Hollins disputed the finding in her letter, writing that the coordinator only attended sessions as a silent “quality control measure” to observe new mediators. But one parent provided the Mercury with a 2018 mediation agreement between her and Fairfax County Public Schools that listed the state’s coordinator, Art Stewart, as the only mediator for the session.
Lane wrote that VDOE had also “worked with OSEP to clarify guidance concerning the provision of an Independent Educational Evaluation (IEE),” which assesses a student for potential learning disabilities. Schools are required to provide evaluations to parents under the federal Child Find law, which tasks them with identifying and screening students with potential disabilities and providing them with services, if necessary.

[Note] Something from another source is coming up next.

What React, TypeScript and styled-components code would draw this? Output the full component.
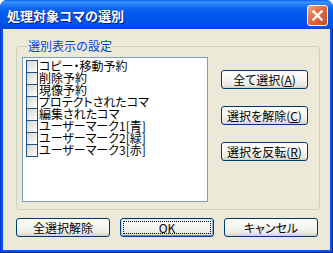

But they’re also required to pay for independent evaluations if a parent disagrees with their results, unless they can prove that a student was assessed appropriately.
Federal investigators found that many school systems only agreed to provide independent evaluations for areas they had already assessed. For example, Poe said, if a school did not evaluate a student for hearing disabilities, but parents requested an independent evaluation to determine if hearing played a role in their child’s learning difficulties, schools sometimes refused to pay for that component of the evaluation on the grounds that they had not determined the assessment to be necessary.
“I think that the correction of the terminology for IEEs was one area they did a good job with,” Poe added.
The memo removes the word “component” from state regulations and clarifies that any evaluation or re-evaluation of a student must be “sufficiently comprehensive to identify all of the child’s special education and related services needs, whether or not commonly linked to the disability category in which the child has been classified.”